13.3 - Example in R

Printer-friendly versionPrinter-friendly version

In R several packages are available. DiffBind is recommended because it appears to have all the necessary functionality.  Here we show the main output from the analysis of the peaks on chromosome 19.  The details are in the ChIP-seq R Lab.

Required inputs:

  • bam files of mapped reads from ChIP samples
  • bam files of mapped reads from reference samples
  • peak locations from a “peak caller”

DiffBind then does the remaining analyses.

 

Example

Data for Chromosome 19 was prepared from a study of differential binding of GATA1 in 2 cell types.

This not a huge sample. There were 2 erythroblast samples and 3 megakaryocyte samples.

DiffBind reports that you have 5 samples and there were 649 peaks in total that were merged down into 224 consensus peaks that could be used as features in the differential binding analysis.

How many of these peaks were in common in the two cell types?  Just 14.

determing number of peaks

At this point you might ask yourself, should you bother to do a differential binding analysis? The reason for asking this question is that there are only 14 peaks in common.  The other 210 sites appear to be "differential" since they are found in only one cell type.    However, it is actually not so clear that these sites are unbound in the other cells, since the peak caller must distinguish between the background and real peaks.  Both cell types likely have some reads mapped to these regions even though not peaks were called.  For this reason, we use all 224 regions as features.
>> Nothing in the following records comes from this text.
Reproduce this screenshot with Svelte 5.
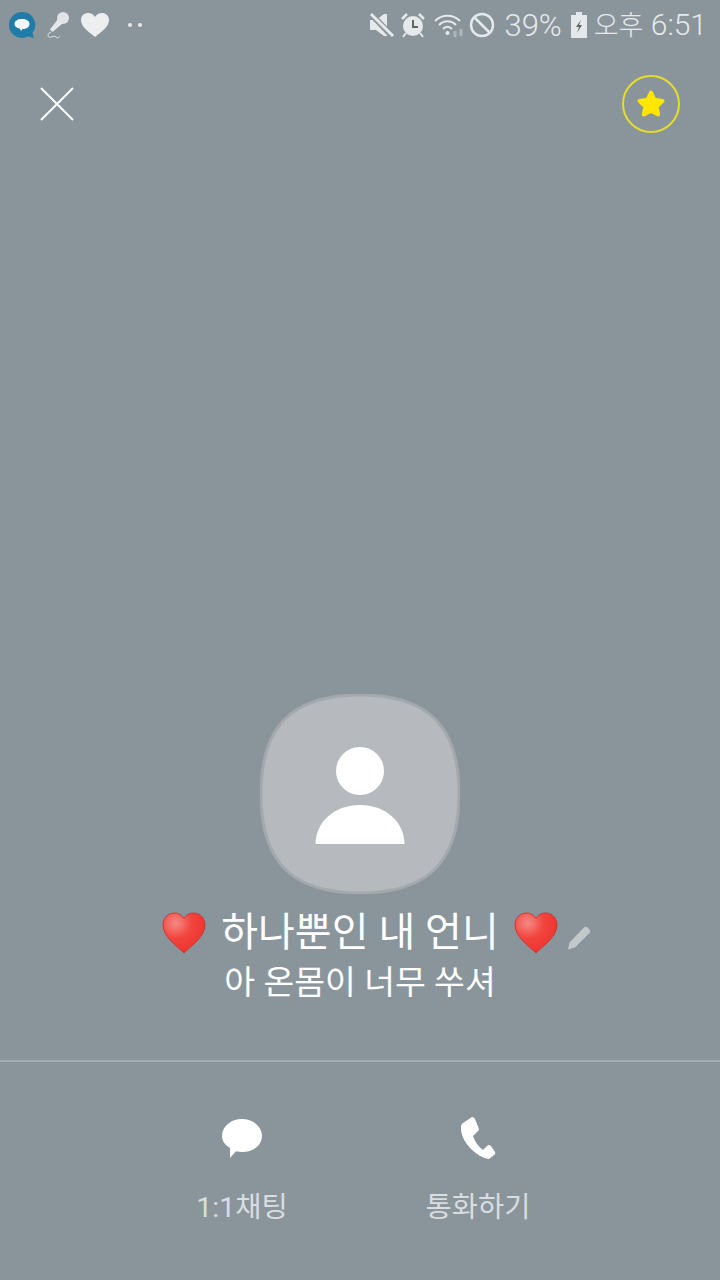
<script lang="ts">
  const actions = [
    { id: "chat", label: "1:1채팅" },
    { id: "call", label: "통화하기" }
  ];
</script>

{#snippet heart()}
  <svg class="heart" viewBox="0 0 44 42" aria-hidden="true">
    <path d="M22 41C15 34 1 25 1 13 1 5.500 6.500 1 12.500 1 16.500 1 20 3 22 6.500 24 3 27.500 1 31.500 1 37.500 1 43 5.500 43 13 43 25 29 34 22 41Z" fill="url(#heartFill)" stroke="#c93a36" stroke-width="1"/>
  </svg>
{/snippet}

<div class="screen">
  <svg class="defs" width="0" height="0" aria-hidden="true">
    <defs>
      <radialGradient id="heartFill" cx="0.3" cy="0.25" r="0.85">
        <stop offset="0" stop-color="#f58a84"/>
        <stop offset="0.45" stop-color="#f2453f"/>
        <stop offset="1" stop-color="#ee2f2a"/>
      </radialGradient>
    </defs>
  </svg>

  <header class="status">
    <div class="status-left">
      <svg width="28" height="28" viewBox="0 0 28 28" aria-hidden="true">
        <path d="M14 1a13 13 0 1 0 6 24.500l6 1.500-1.500-5A13 13 0 0 0 14 1Z" fill="#1f7ba8"/>
        <path d="M14 8c4.500 0 7.500 2 7.500 5s-3 5-7 5l-1.500 2-1-2.300C8.500 17 6.500 15.500 6.500 13c0-3 3-5 7.500-5Z" fill="#f2f5f6"/>
      </svg>
      <svg width="26" height="28" viewBox="0 0 26 28" aria-hidden="true">
        <circle cx="18" cy="7" r="6" fill="#e0e4e6"/>
        <path d="M13 8l4.500 4.500L7.500 21 5 18.500Z" fill="#e6e9eb"/>
        <path d="M6 21C3 22 2 25 4 26S9 24 11 26 14 26 15 25" fill="none" stroke="#e6e9eb" stroke-width="1"/>
      </svg>
      <svg width="30" height="26" viewBox="0 0 30 26" aria-hidden="true">
        <path d="M15 25C9 20 1 15 1 8 1 3.500 4.500 1 8 1c3 0 5.500 1.500 7 4 1.500-2.500 4-4 7-4 3.500 0 7 2.500 7 7 0 7-8 12-14 17Z" fill="#eceef0"/>
      </svg>
      <span class="dots"><i></i><i></i></span>
    </div>

    <div class="status-right">
      <svg width="26" height="26" viewBox="0 0 26 26" aria-hidden="true">
        <path d="M1 8h6l8-6h3v22h-3l-8-6H1Z" fill="#e6e9eb"/>
        <path d="M2 2l22 23" stroke="#8a959b" stroke-width="6"/>
        <path d="M2 2l22 22" stroke="#e6e9eb" stroke-width="3"/>
      </svg>
      <svg width="26" height="26" viewBox="0 0 26 26" aria-hidden="true">
        <path d="M6 21l-3 4M20 21l3 4" stroke="#e6e9eb" stroke-width="2"/>
        <circle cx="13" cy="14" r="10" fill="#e6e9eb"/>
        <path d="M13 8v7h5" fill="none" stroke="#5d666b" stroke-width="2"/>
        <path d="M2 7l5-5M24 7l-5-5" stroke="#e6e9eb" stroke-width="2.500"/>
      </svg>
      <svg class="wifi" width="32" height="26" viewBox="0 0 32 26" aria-hidden="true">
        <g fill="none" stroke="#e6e9eb" stroke-width="2">
          <path d="M1 9c7-7 18-7 25 0"/>
          <path d="M5 13c5-5 12-5 17 0"/>
          <path d="M9 17c3-3 6-3 9 0"/>
        </g>
        <circle cx="13.500" cy="21" r="2" fill="#e6e9eb"/>
        <path d="M21 25v-6M27 24v-7" stroke="#aeb6ba" stroke-width="3"/>
      </svg>
      <svg class="block" width="26" height="26" viewBox="0 0 26 26" aria-hidden="true">
        <circle cx="13" cy="13" r="11" fill="none" stroke="#e6e9eb" stroke-width="2.500"/>
        <path d="M5.500 5.500l15 15" stroke="#e6e9eb" stroke-width="2.500"/>
      </svg>
      <span class="pct">39%</span>
      <svg class="battery" width="18" height="28" viewBox="0 0 18 28" aria-hidden="true">
        <path d="M6 1h6v3h5v23H1V4h5Z" fill="#e6e9eb"/>
        <path d="M11 9l-5 7h3l-2 6 5-8H9Z" fill="#5d666b"/>
      </svg>
      <span class="clock"><span class="ampm">오후</span> 6:51</span>
    </div>
  </header>

  <div class="topbar">
    <button class="close" aria-label="닫기">
      <svg width="34" height="34" viewBox="0 0 34 34">
        <path d="M1 1l32 32M33 1L1 33" stroke="#fff" stroke-width="2"/>
      </svg>
    </button>
    <button class="favorite" aria-label="즐겨찾기">
      <svg width="32" height="32" viewBox="0 0 32 32">
        <path d="M16 4.500l3.500 7.300 8 1.100-5.800 5.600 1.400 8-7.100-3.800-7.100 3.800 1.400-8-5.800-5.600 8-1.100Z" fill="#ffe600" stroke="#ffe600" stroke-width="4" stroke-linejoin="round"/>
      </svg>
    </button>
  </div>

  <main class="profile">
    <svg class="avatar" width="200" height="200" viewBox="0 0 200 200" aria-hidden="true">
      <path d="M100 1C168 1 199 32 199 100 199 168 168 199 100 199 32 199 1 168 1 100 1 32 32 1 100 1Z" fill="#b6babe" stroke="#a3a9ad" stroke-width="3"/>
      <circle cx="100" cy="77" r="24" fill="#fff"/>
      <path d="M55.500 150C56 127 75 111 100 111 125 111 144 127 144.500 150Z" fill="#fff"/>
    </svg>

    <div class="name">
      {@render heart()}
      <h1>하나뿐인 내 언니</h1>
      {@render heart()}
      <svg class="pencil" width="24" height="24" viewBox="0 0 24 24" aria-hidden="true">
        <path d="M17 1.500c1-1 2.500-1 3.500 0l2 2c1 1 1 2.500 0 3.500L8 21.500 1 23.500l1.500-7Z" fill="#c3c8cb"/>
      </svg>
    </div>
    <p class="message">아 온몸이 너무 쑤셔</p>
  </main>

  <nav class="actions">
    {#each actions as action}
      <button class="action">
        <span class="icon">
          {#if action.id === "chat"}
            <svg width="40" height="39" viewBox="0 0 40 39" aria-hidden="true">
              <path d="M20 0C31 0 40 7.500 40 17S31 33 20 33c-2 0-4-.3-6-.8L8 39V29C3 26 0 22 0 17 0 7.500 9 0 20 0Z" fill="#fff"/>
            </svg>
          {:else}
            <svg width="36" height="43" viewBox="0 0 36 43" aria-hidden="true">
              <path d="M3 6L12 0Q14 0 15 2L19 12Q19 14 17 15L13 19Q16 28 23 33L27 29Q29 27 31 29L35 35Q36 37 34 38L29 42C16 40 0 24 1 10Q1 7 3 6Z" fill="#fff"/>
            </svg>
          {/if}
        </span>
        <span>{action.label}</span>
      </button>
    {/each}
  </nav>
</div>

<style>
  :global(body) {
    margin: 0;
    background: #8a959b;
  }

  .screen {
    width: 720px;
    height: 1280px;
    display: flex;
    flex-direction: column;
    background: #8a959b;
    font-family: Roboto, "Noto Sans CJK KR", sans-serif;
    overflow: hidden;
  }

  .defs {
    position: absolute;
  }

  .status {
    height: 50px;
    flex: none;
    display: flex;
    align-items: center;
    justify-content: space-between;
    padding: 0 13px 0 8px;
    color: #e6e9eb;
  }

  .status-left,
  .status-right {
    display: flex;
    align-items: center;
  }

  .status-left {
    gap: 9px;
  }

  .status-right {
    gap: 5px;
    font-size: 30px;
    font-weight: 300;
    white-space: nowrap;
  }

  .dots {
    display: flex;
    gap: 6px;
    margin-left: 9px;
  }

  .dots i {
    width: 4px;
    height: 4px;
    border-radius: 50%;
    background: #e6e9eb;
  }

  .wifi {
    margin-left: 3px;
  }

  .block {
    margin-left: -2px;
  }

  .pct {
    margin-left: 4px;
    font-size: 31px;
  }

  .battery {
    margin-left: 3px;
  }

  .clock {
    margin-left: 1px;
    margin-bottom: 4px;
  }

  .ampm {
    font-size: 27px;
  }

  .topbar {
    height: 110px;
    flex: none;
    display: flex;
    justify-content: space-between;
    padding: 25px 40px 0;
    box-sizing: border-box;
  }

  button {
    border: 0;
    padding: 0;
    background: none;
    font: inherit;
    color: inherit;
  }

  .close {
    width: 34px;
    height: 34px;
    margin-top: 12px;
  }

  .favorite {
    width: 58px;
    height: 58px;
    box-sizing: border-box;
    border: 2.500px solid #e6dc2a;
    border-radius: 50%;
    display: flex;
    align-items: center;
    justify-content: center;
  }

  .profile {
    flex: 1;
    display: flex;
    flex-direction: column;
    align-items: center;
    justify-content: flex-end;
    padding-bottom: 54px;
  }

  .name {
    position: relative;
    display: flex;
    align-items: center;
    gap: 15px;
    margin-top: 14px;
    height: 50px;
  }

  .heart {
    width: 44px;
    height: 42px;
  }

  h1 {
    margin: 0;
    font-size: 40px;
    font-weight: 400;
    line-height: 50px;
    color: #fff;
    white-space: nowrap;
  }

  .pencil {
    position: absolute;
    left: 405px;
    top: 18px;
  }

  .message {
    margin: 2px 0 0;
    font-size: 33.500px;
    line-height: 46px;
    color: #fff;
    white-space: nowrap;
  }

  .actions {
    height: 220px;
    flex: none;
    box-sizing: border-box;
    border-top: 2px solid #a2acb1;
    display: grid;
    grid-template-columns: 236px 236px;
    justify-content: center;
    padding-top: 54px;
  }

  .action {
    display: flex;
    flex-direction: column;
    align-items: center;
    align-self: start;
    gap: 24px;
    color: #d9dde0;
    font-size: 28.500px;
    font-weight: 400;
  }

  .icon {
    height: 44px;
    display: flex;
    align-items: center;
  }
</style>
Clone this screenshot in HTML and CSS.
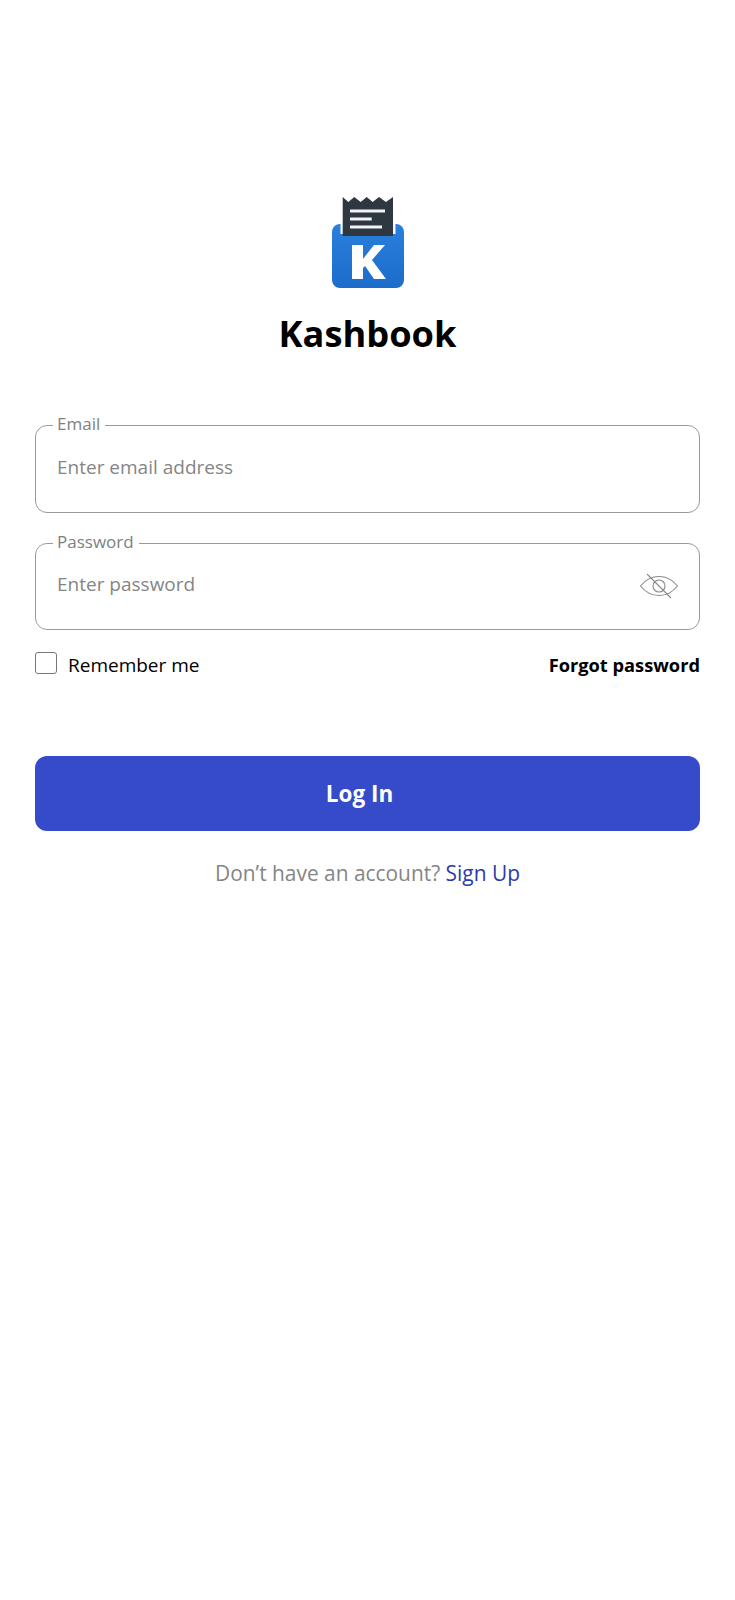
FILE: index.html
```html
<!DOCTYPE html>
<html lang="en">
<head>
<meta charset="utf-8">
<title>Kashbook</title>
<link rel="stylesheet" href="styles.css">
</head>
<body>
<main class="page">
  <div class="brand">
    <svg class="logo" width="75" height="92" viewBox="0 0 75 92">
      <defs>
        <linearGradient id="blue" x1="0" y1="0" x2="0" y2="1">
          <stop offset="0" stop-color="#2a80dc"/>
          <stop offset="1" stop-color="#1c6ccb"/>
        </linearGradient>
      </defs>
      <rect x="2" y="27" width="72" height="64" rx="8" fill="url(#blue)"/>
      <rect x="10.500" y="27" width="55" height="10" fill="#f4f8fc"/>
      <path d="M12.700 0L18.300 5L24.300 0L30.700 5L36.700 0L42.700 5L49 0L56 5L63 0V39H12.700Z" fill="#2f3740"/>
      <path d="M20 14H55M20 22H41.700M20 30H52" stroke="#f2f4f6" stroke-width="2.800" fill="none"/>
      <path d="M22 82V48H33V62L44 48H55L42 63L56 82H44L35 69L33 71V82Z" fill="#fff"/>
    </svg>
    <h1 class="title">Kashbook</h1>
  </div>

  <form class="form">
    <fieldset class="field field-first">
      <legend class="legend">Email</legend>
      <span class="placeholder">Enter email address</span>
    </fieldset>
    <fieldset class="field field-second">
      <legend class="legend">Password</legend>
      <span class="placeholder">Enter password</span>
      <svg class="eye" width="40" height="28" viewBox="0 0 40 28" fill="none" stroke="#8a8a8a" stroke-width="1.100">
        <path d="M1.500 14C7 7 13 4.500 20 4.500S33 7 38.500 14C33 21 27 23.500 20 23.500S7 21 1.500 14Z"/>
        <circle cx="20" cy="14" r="6"/>
        <path d="M8 2L32 26"/>
      </svg>
    </fieldset>

    <div class="options">
      <label class="remember"><span class="checkbox"></span><span class="remember-text">Remember me</span></label>
      <a class="forgot">Forgot password</a>
    </div>

    <button class="submit" type="button"><span class="submit-label">Log In</span></button>
    <p class="signup">Don’t have an account? <a class="signup-link">Sign Up</a></p>
  </form>
</main>
</body>
</html>
```
FILE: styles.css
```css
* { box-sizing: border-box; }
html, body { margin: 0; background: #fff; }
body { font-family: "Open Sans", "Noto Sans", sans-serif; color: #000; }
.page { width: 735px; height: 1600px; padding: 197px 35px 0 35px; overflow: hidden; }
.brand { display: flex; flex-direction: column; align-items: center; }
.logo { display: block; }
.title { margin: 19px 0 0; font-size: 36.200px; line-height: 50px; font-weight: 700; color: #000; }
.form { margin-top: 56px; display: flex; flex-direction: column; }
.field { position: relative; margin: 0; height: 98px; padding: 0 21px; border: 1px solid #9a9a9a; border-radius: 12px; display: block; min-width: 0; }
.field-first { height: 99px; }
.field-second { margin-top: 19px; }
.legend { padding: 0 5px 2px 4px; margin-left: -4px; font-size: 17px; line-height: 20px; color: #808080; }
.placeholder { display: block; margin-top: 18px; font-size: 19px; line-height: 26px; color: #858585; }
.field-second .placeholder { margin-top: 17px; }
.eye { position: absolute; right: 20px; top: 18px; }
.options { margin-top: 17px; display: flex; justify-content: space-between; align-items: center; }
.remember { display: flex; align-items: center; gap: 11px; font-size: 19px; line-height: 26px; }
.remember-text { padding-top: 5px; }
.checkbox { width: 22px; height: 22px; border: 1px solid #777; border-radius: 3px; background: #fff; }
.forgot { padding-top: 5px; font-size: 18.250px; line-height: 26px; font-weight: 700; }
.submit { margin-top: 78px; width: 100%; height: 75px; border: 0; border-radius: 12px; background: #354bca; color: #fff; font-family: inherit; font-size: 22.500px; font-weight: 700; padding: 0 16px 0 0; }
.submit-label { display: block; }
.signup { margin: 28px 0 0; text-align: center; font-size: 20.900px; line-height: 28px; color: #858585; }
.signup-link { color: #2c3ab0; }
```
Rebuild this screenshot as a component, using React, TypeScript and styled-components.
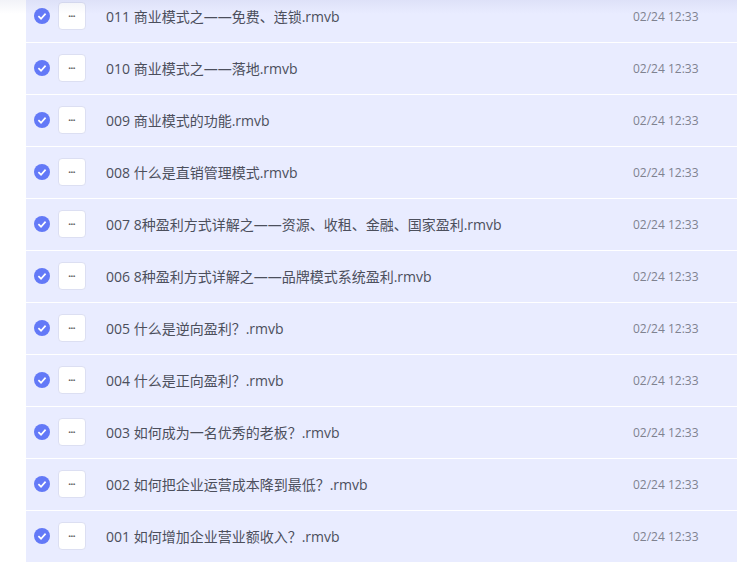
import React from "react";
import styled, { createGlobalStyle } from "styled-components";

const Global = createGlobalStyle`
  html, body { margin: 0; padding: 0; background: #fff; width: 737px; height: 570px; overflow: hidden; }
`;

const Page = styled.div`
  position: relative;
  width: 737px;
  height: 570px;
  overflow: hidden;
  background: #fff;
  padding-left: 26px;
  box-sizing: border-box;
  font-family: "Open Sans", "Noto Sans CJK SC", sans-serif;
`;

const TopShade = styled.div`
  position: absolute;
  left: 0;
  top: 0;
  right: 0;
  height: 14px;
  background: linear-gradient(to bottom, rgba(90, 100, 170, 0.08), rgba(90, 100, 170, 0));
`;

const List = styled.div`
  display: flex;
  flex-direction: column;
  margin-top: -9px;
`;

const Row = styled.div`
  display: flex;
  align-items: center;
  height: 50.5px;
  margin-bottom: 1.5px;
  background: #e9ecff;
  flex: none;
`;

const Check = styled.svg`
  width: 16px;
  height: 16px;
  margin-left: 8px;
  flex: none;
`;

const FileBox = styled.div`
  width: 26px;
  height: 26px;
  margin-left: 8px;
  border: 1px solid #dcdff2;
  border-radius: 4px;
  background: #fff;
  display: flex;
  align-items: center;
  justify-content: center;
  color: #666;
  font-size: 6px;
  font-weight: 700;
  line-height: 1;
  flex: none;
`;

const Name = styled.div`
  margin-left: 20px;
  flex: 1;
  font-size: 14px;
  color: #4c4f5c;
  white-space: nowrap;
`;

const Time = styled.div`
  width: 104px;
  flex: none;
  font-size: 12px;
  color: #7f8290;
  white-space: nowrap;
`;

const names = [
  "011 商业模式之——免费、连锁.rmvb",
  "010 商业模式之——落地.rmvb",
  "009 商业模式的功能.rmvb",
  "008 什么是直销管理模式.rmvb",
  "007 8种盈利方式详解之——资源、收租、金融、国家盈利.rmvb",
  "006 8种盈利方式详解之——品牌模式系统盈利.rmvb",
  "005 什么是逆向盈利？.rmvb",
  "004 什么是正向盈利？.rmvb",
  "003 如何成为一名优秀的老板？.rmvb",
  "002 如何把企业运营成本降到最低？.rmvb",
  "001 如何增加企业营业额收入？.rmvb",
];

export default function App() {
  return (
    <Page>
      <Global />
      <List>
        {names.map((n) => (
          <Row key={n}>
            <Check viewBox="0 0 16 16">
              <circle cx="8" cy="8" r="8" fill="#6379f7" />
              <path d="M4.4 8.2 L7 10.7 L11.6 5.6" fill="none" stroke="#fff" strokeWidth="1.7" />
            </Check>
            <FileBox>•••</FileBox>
            <Name>{n}</Name>
            <Time>02/24 12:33</Time>
          </Row>
        ))}
      </List>
      <TopShade />
    </Page>
  );
}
The next step is to count the reads in each of the 224 peaks and do a differential expression analysis using edgeR, voom or DESeq2.

Usually the library size will be the total number of reads in the bam file (not the total in the peaks).

Notice that we found 224 peaks on chromosome 19.  Multiply this by the number of chromosomes and you may obtain several thousand peaks, so that the number of features is similar to differential expression analysis.  However, unlike differential expression analysis, there is no inexpensive technology that can be used to validate the peak locations and the binding intensity.